There is one more detail that you probably need to know: the page descriptors are normally arranged into page tables, and (the important part) you normally have a separate set of page tables for each process in the system (and another for the OS kernel itself). Having separate page tables for each process means that each process can use the same set of linear addresses, but those get mapped to different set of physical addresses as needed. You can also map the same physical memory to more than one process by just creating two separate page descriptors (one for each process) that contain the same physical address. Most OSes use this so that, for example, if you have two or three copies of the same program running, it'll really only have one copy of the executable code for that program in memory -- but it'll have two or three sets of page descriptors that point to that same code so all of them can use it without making separate copies for each.
Of course, I'm simplifying a lot -- quite a few complete (and often fairly large) books have been written about virtual memory. There's also a fair amount of variation among machines, with various embellishments added, minor changes in parameters made (e.g., whether a page is 4K or 8K), and so on. Nonetheless, this is at least a general idea of the core of what happens (and it's still at a high enough level to apply about equally to an ARM, x86, MIPS, SPARC, etc.)

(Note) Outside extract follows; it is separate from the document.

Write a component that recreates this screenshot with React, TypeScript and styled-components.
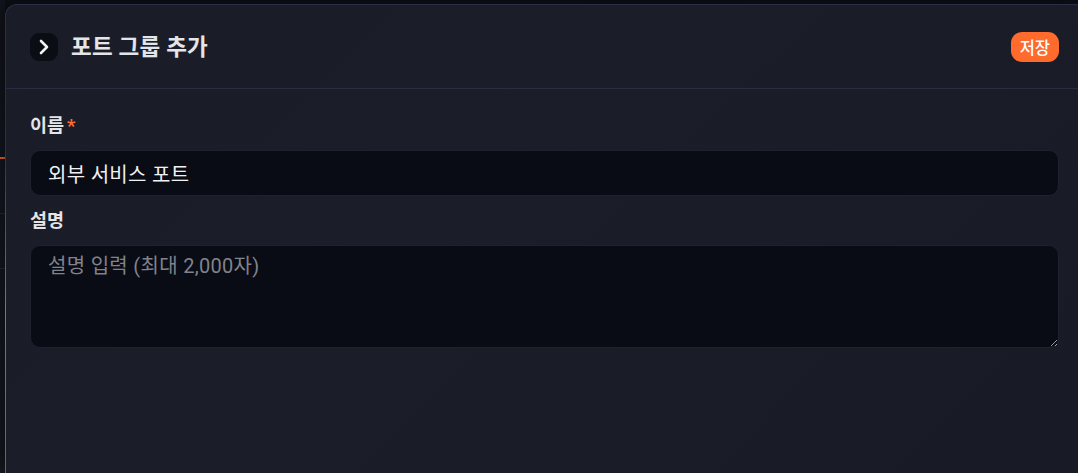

Simply put, its a way of holding far more data than your address space would normally allow. I.e, if you have a 32 bit address space and 4 bit virtual address, you can hold (2^32)^(2^4) addresses (far more than a 32 bit address space).
Paging is a storage mechanism that allows OS to retrieve processes from the secondary storage into the main memory in the form of pages. In the Paging method, the main memory is divided into small fixed-size blocks of physical memory, which is called frames. The size of a frame should be kept the same as that of a page to have maximum utilization of the main memory and to avoid external fragmentation.